Глядя на профессора Одинца-Левкина, майор Каганов старался не думать о его дочери, но не мог, не мог. Опасная нежность заливала его сердце сладким туманом. Л
Рассуждения сержанта Дронова не сильно умны, но в одном сержант прав: вся эта старая профессура – сплошные сорняки. Мощно и густо проросли они все социальные слои, обвили корнями общество. Их выкашивают, их выдергивают, их выжигают, они отрастают вновь. Человек, написавший стишки про Альвину, тоже был профессором. И тоже, как Одинец-Левкин, считал свой арест ужасной ошибкой. Предположение совершенно не материалистическое. Когда ему предъявили обвинение в принадлежности к «трудовой крестьянской партии», он только рассмеялся: «Да нет такой партии. Совсем нет. Я просто ее придумал».
«Раз придумали, значит есть такая партия».
«Да нет же! Я придумал ее для удобства, чтобы легче было размышлять. Я написал книжку о будущем. Там же прямо указано – это фантастическая книжка. В ней я попробовал представить, как сложилась бы жизнь, приди к власти в стране крестьяне, а не твердый пролетариат».
«Значит, вы эсер?»
«Помилуйте! Я ученый».
«У вас, наверное, широкий круг учеников и коллег?»
«Разумеется. У меня много учеников и последователей».
«Многие, наверное, могут подтвердить вашу порядочность?»
«Разумеется, – совсем успокоился арестованный. – Обратитесь к любому!»
«Ну, скажем, доцент Томский. Он считает вас вполне порядочным человеком?»
«Ни минуты в том не сомневаюсь!»
«Ладно. Вот его показания. – Майор вынул из папки три тетрадных листа, исписанных мелким, почти бисерным почерком. – «Невыносимый брюзга, отрицающий мировую роль пролетариата… Издевался над идеей диктатуры пролетариата… Пытался завербовать меня в антисоветскую трудовую крестьянскую партию…»
«Это он обо мне? Там так написано?»
«Взгляните сами. Вы узнаете этот почерк?»
«Узнаю, да… – ужаснулся профессор, на свою голову писавший еще и фантастические книжки. – Но этого не может быть! Его заставили!»
«Доцент Томский ссылается на личные разговоры с вами».
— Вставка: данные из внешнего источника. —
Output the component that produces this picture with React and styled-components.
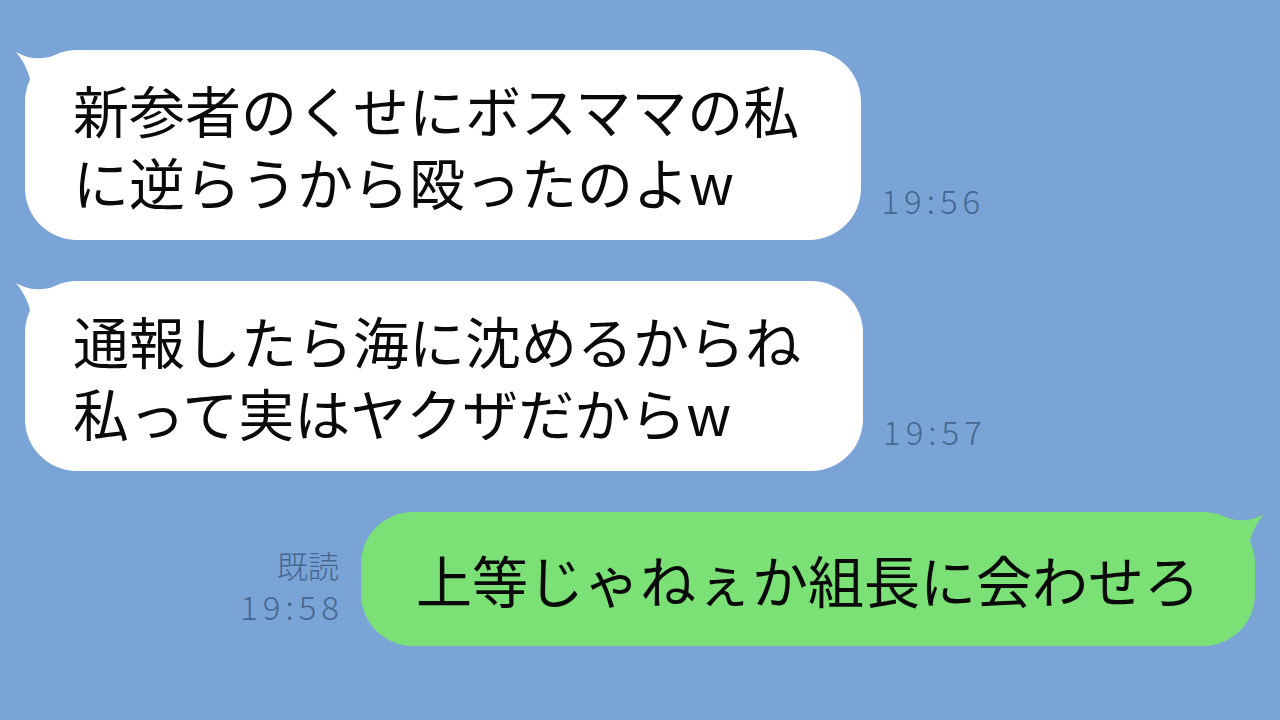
import React from 'react'
import styled, { createGlobalStyle } from 'styled-components';

const GlobalStyle = createGlobalStyle`
    html, body {
        margin: 0;
        padding: 0;
        background: #7ba4d6;
    }
`

const messages = [
    { id: 1, side: 'left', lines: ['新参者のくせにボスママの私', 'に逆らうから殴ったのよw'], time: '19:56' },
    { id: 2, side: 'left', lines: ['通報したら海に沈めるからね', '私って実はヤクザだからw'], time: '19:57' },
    { id: 3, side: 'right', lines: ['上等じゃねぇか組長に会わせろ'], time: '19:58', read: true },
];

function Tail({ side, color }) {
    return (
        <TailSvg side={side} viewBox="0 0 50 50" width="50" height="50">
            <path d="M0 2 C 14 10, 26 10, 44 4 L 46 34 L 16 46 C 16 28, 10 14, 0 2 Z" fill={color} />
        </TailSvg>
    )
}

function App() {
    return (
        <Screen>
            <GlobalStyle />
            {messages.map((m) =>
                m.side === 'left' ? (
                    <Row key={m.id} side="left">
                        <Bubble side="left">
                            <Tail side="left" color="#ffffff" />
                            {m.lines.map((l, i) => <Line key={i}>{l}</Line>)}
                        </Bubble>
                        <Meta side="left">
                            <Time>{m.time}</Time>
                        </Meta>
                    </Row>
                ) : (
                    <Row key={m.id} side="right">
                        <Meta side="right">
                            {m.read && <Read>既読</Read>}
                            <Time>{m.time}</Time>
                        </Meta>
                        <Bubble side="right">
                            <Tail side="right" color="#7be075" />
                            {m.lines.map((l, i) => <Line key={i}>{l}</Line>)}
                        </Bubble>
                    </Row>
                )
            )}
        </Screen>
    )
};

export default App;

const Screen = styled.div`
    width: 1280px;
    height: 720px;
    box-sizing: border-box;
    padding: 50px 25px 0 25px;
    display: flex;
    flex-direction: column;
    gap: 41px;
    background: #7ba4d6;
    overflow: hidden;
    font-family: "Noto Sans CJK JP", "Noto Sans", sans-serif;
`

const Row = styled.div`
    display: flex;
    align-items: flex-end;
    justify-content: ${(p) => (p.side === 'left' ? 'flex-start' : 'flex-end')};
    gap: ${(p) => (p.side === 'left' ? '20px' : '22px')};
`

const Bubble = styled.div`
    position: relative;
    background: ${(p) => (p.side === 'left' ? '#ffffff' : '#7be075')};
    border-radius: 52px;
    box-sizing: border-box;
    padding: ${(p) => (p.side === 'left' ? '23px 62px 23px 48px' : '31px 55px 31px 55px')};
    color: #0a0a0a;
    font-size: 56px;
    line-height: 72px;
    letter-spacing: 0;
    white-space: nowrap;
`

const TailSvg = styled.svg`
    position: absolute;
    top: 0;
    ${(p) => (p.side === 'left' ? 'left: -9px;' : 'right: -9px; transform: scaleX(-1);')}
`

const Line = styled.div`
    position: relative;
`

const Meta = styled.div`
    display: flex;
    flex-direction: column;
    align-items: ${(p) => (p.side === 'left' ? 'flex-start' : 'flex-end')};
    padding-bottom: 20px;
    color: #46678f;
    font-weight: 300;
`

const Read = styled.div`
    font-size: 31px;
    line-height: 42px;
`

const Time = styled.div`
    font-size: 33px;
    line-height: 40px;
    letter-spacing: 5px;
    margin-right: -5px;
`
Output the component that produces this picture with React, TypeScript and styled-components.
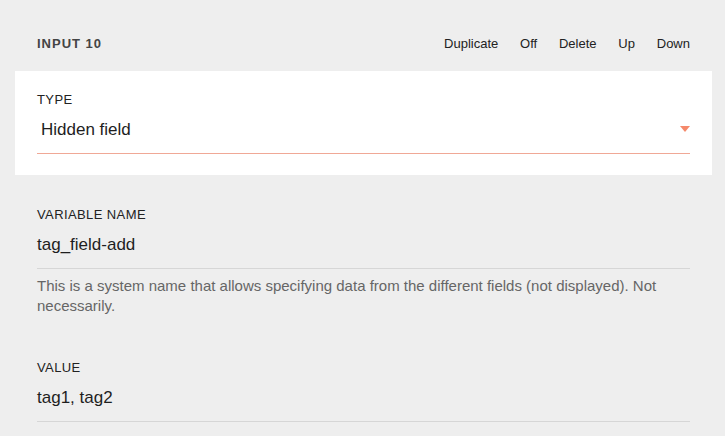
import React from "react";
import styled, { createGlobalStyle } from "styled-components";

const GlobalStyle = createGlobalStyle`
  html, body {
    margin: 0;
    padding: 0;
    background: #eeeeee;
  }
  body {
    font-family: "Liberation Sans", Arial, Helvetica, sans-serif;
    color: #222222;
  }
`;

const Page = styled.div`
  padding: 0 13px 24px 15px;
  background: #eeeeee;
`;

const Header = styled.div`
  display: flex;
  align-items: center;
  justify-content: space-between;
  padding: 35px 22px 19px;
  line-height: 17px;
`;

const Title = styled.div`
  font-size: 13px;
  font-weight: 700;
  letter-spacing: 1px;
  color: #444444;
`;

const Actions = styled.div`
  display: flex;
  gap: 21.8px;
`;

const Action = styled.span`
  font-size: 13px;
  color: #222222;
  cursor: pointer;
`;

const Panel = styled.div<{ $white?: boolean }>`
  background: ${(p) => (p.$white ? "#ffffff" : "transparent")};
  padding: ${(p) => (p.$white ? "21px 22px 21px" : "32px 22px 0")};
`;

const Label = styled.div`
  font-size: 13px;
  line-height: 16px;
  letter-spacing: 0.4px;
  color: #222222;
  text-transform: uppercase;
`;

const FieldBox = styled.div<{ $accent?: boolean }>`
  display: flex;
  align-items: center;
  justify-content: space-between;
  margin-top: 10px;
  padding-bottom: 11px;
  border-bottom: 1px solid ${(p) => (p.$accent ? "#f0a896" : "#d6d6d6")};
`;

const FieldText = styled.div<{ $indent?: boolean }>`
  font-size: 17px;
  line-height: 24px;
  color: #1e1e1e;
  padding-left: ${(p) => (p.$indent ? "4px" : "0")};
`;

const Caret = styled.span`
  width: 0;
  height: 0;
  border-left: 5px solid transparent;
  border-right: 5px solid transparent;
  border-top: 6px solid #f5896b;
  margin-bottom: 3px;
`;

const Help = styled.p`
  margin: 7px 0 12px;
  font-size: 15px;
  line-height: 20px;
  color: #666666;
`;

export default function App() {
  return (
    <>
      <GlobalStyle />
      <Page>
        <Header>
          <Title>INPUT 10</Title>
          <Actions>
            <Action>Duplicate</Action>
            <Action>Off</Action>
            <Action>Delete</Action>
            <Action>Up</Action>
            <Action>Down</Action>
          </Actions>
        </Header>
        <Panel $white>
          <Label>Type</Label>
          <FieldBox $accent>
            <FieldText $indent>Hidden field</FieldText>
            <Caret />
          </FieldBox>
        </Panel>
        <Panel>
          <Label>Variable name</Label>
          <FieldBox>
            <FieldText>tag_field-add</FieldText>
          </FieldBox>
          <Help>
            This is a system name that allows specifying data from the
            different fields (not displayed). Not necessarily.
          </Help>
        </Panel>
        <Panel>
          <Label>Value</Label>
          <FieldBox>
            <FieldText>tag1, tag2</FieldText>
          </FieldBox>
        </Panel>
      </Page>
    </>
  );
}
«Но это же личные разговоры! Вы сами говорите, личные. Никто, кроме нас, этого не слышал и не мог слышать!»
«Когда известный профессор разговаривает с доцентом, пусть даже просто за домашним столом, их разговоры перестают быть личными».
«А профессор Сотников? Вы его спрашивали? Он мой друг, мы дружим домами».
«Профессор Сотников недвусмысленно указал на ряд ваших высказываний абсолютно контрреволюционного толка».
«О боже! А лаборант Пшеничный? А доктор Калюжный? Аспирант Устинов? Я всегда их поддерживал. Даже материально».
«Они ничего не отрицают».
«Вот видите, не отрицают!»
«Они ничего не отрицают, – пояснил майор, – но показывают, что вы активно пытались сформировать из них банду политических убийц. – Майор Каганов понимающе улыбнулся: – Да вы не волнуйтесь. Вы подумайте хорошенько. Должен же быть у вас товарищ, который в принципе не способен солгать».
«Да, есть такой».
«Назовите имя».
«А он не пострадает?»
«Если скажет правду, нет».
«Иван Александрович Тихомиров».
«Профессор экономической географии?»
«Да! Да! Именно он! Мы дружим с ним более тридцати лет».
«Так я и думал», – кивнул майор Каганов. И прочел показания Тихомирова.
Старая история. Правду не утаить. Никто не выдерживает настоящего давления. Показания профессора экономической географии добили Одинца-Левкина.
– Чем вы занимались до отъезда в Азию?
– Писал научную монографию. И лечил людей.
– Вы имели разрешение на врачебную практику?
– Я не нуждался в таком разрешении. Я лечил безнадежных больных.